A 10 anos da comemoração do segundo milênio da crucificação, o Ressuscitado e o nosso coração

Não temos as datas exatas que marcaram a vida de Cristo. Natal e Páscoa, ano 0 e ano 33, são todas datas simbólicas ou provenientes de cálculos aproximados, feitos muito depois dos acontecimentos. De qualquer forma, estamos apenas a 10 anos das comemorações do segundo milênio da crucificação do Senhor.

Autores consagrados, declaradamente ateus e/ou vindos de uma história de vida cristã, como o escritor José Saramago (O Evangelho segundo Jesus Cristo, São Paulo: Companhia das Letras) e o cineasta Martin Scorsese (A Última Tentação de Cristo, baseado no romance de Nikos Kazantzakis) frequentemente realizam obras procurando nos mostrar uma face “mais humana” de Cristo.

A comunidade cristã costuma se sentir ofendida e ultrajada por tais obras, que distorcem os relatos e o sentido dos Evangelhos. Contudo, elas trazem em si uma falha muito mais sutil e problemática: fazem a pergunta errada e, por isso, só podem encontrar respostas erradas. A grande pergunta não diz respeito ao lado humano de Cristo, mas sim a seu lado divino.

A existência, nas periferias do Império Romano, de um grande pregador, de um místico ao qual se atribuía a realização de milagres, que terminou tragicamente numa cruz, pode ser relevante – mas não chega a ser extraordinária. Milhares de grandes homens semelhantes existiram na história. Muitos, talvez a maioria, tiveram sua história recontada com detalhes extraordinários. Nada disso, contudo, é suficiente para que mereçam mais do que o estudo histórico ou a meditação sobre suas ideias.

Aquele que impactou o mundo a ponto de dividir o tempo em um antes e um depois nos intriga não por suas características como homem. Tentar entender mais essas características ou criar novas histórias em torno de sua vida não explicará seu fascínio. A grande questão é em que transcendia do humano.

Pode ter acontecido, na história, que o Infinito tenha se acomodado à trivialidade da existência humana? Os poderosos são sempre ciosos de seu poder e de suas prerrogativas, terá o Poder Absoluto abdicado de si mesmo para estar conosco por um ínfimo instante dentro da eternidade?

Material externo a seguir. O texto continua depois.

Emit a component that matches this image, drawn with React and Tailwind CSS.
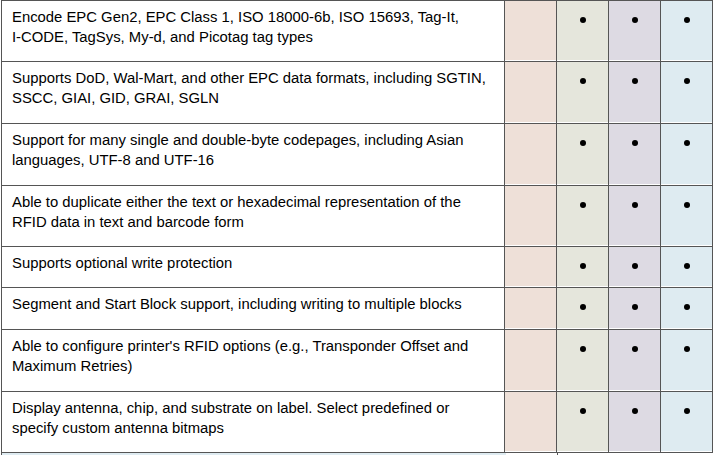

Insistirá a Razão Absoluta que rege todas as coisas a se apresentar a nós como escândalo e loucura (1Cor 1, 23)? Nós, que não perdoamos nem a quem amamos, que muitas vezes não perdoamos nem a nós mesmos, poderíamos ser perdoados por Aquele que nunca erra? Essas são as verdadeiras perguntas que precisam ser exploradas por nossa mente questionadora e nosso coração inquieto, aquelas que que têm o poder de mudar radicalmente nossa vida.

Luc Ferry, filósofo ateu francês, em A tentação do Cristianismo (São Paulo: Objetiva), considera que o sucesso do Cristianismo se deve à perfeição de sua promessa. Queremos nos libertar da morte; pois bem, Cristo morreu e ressuscitou para que ganhássemos a vida eterna. Muitas correntes filosóficas e religiões prometiam uma vida eterna, mas com a dissolução da individualidade humana no fluxo eterno do cosmo; no entanto, na vida eterna dos cristãos permaneceremos, de alguma forma, com nossa identidade, pois é a pessoa de cada um de nós que é amada. Queremos nos libertar do peso esmagador da culpa – pois fomos perdoados pela Sua misericórdia, salvos pelo Seu sacrifício! É tudo bom de mais, impossível as multidões não seguirem essa promessa! Mas ele, o filósofo cético, não pode acreditar em algo tão bom, tão condizente aos desejos humanos… Por isso é ateu!

Quase dois mil anos depois de sua morte, Cristo permanece como aquele que mais corresponde ao nosso anseio de felicidade. Contudo, por mais que nós mesmos queiramos muitas vezes, não se apresenta como evidência indiscutível, à qual todo ser humano é obrigado a aceitar racionalmente. Permanece sempre como companhia a ser encontrada e verificada no coração de cada um de nós.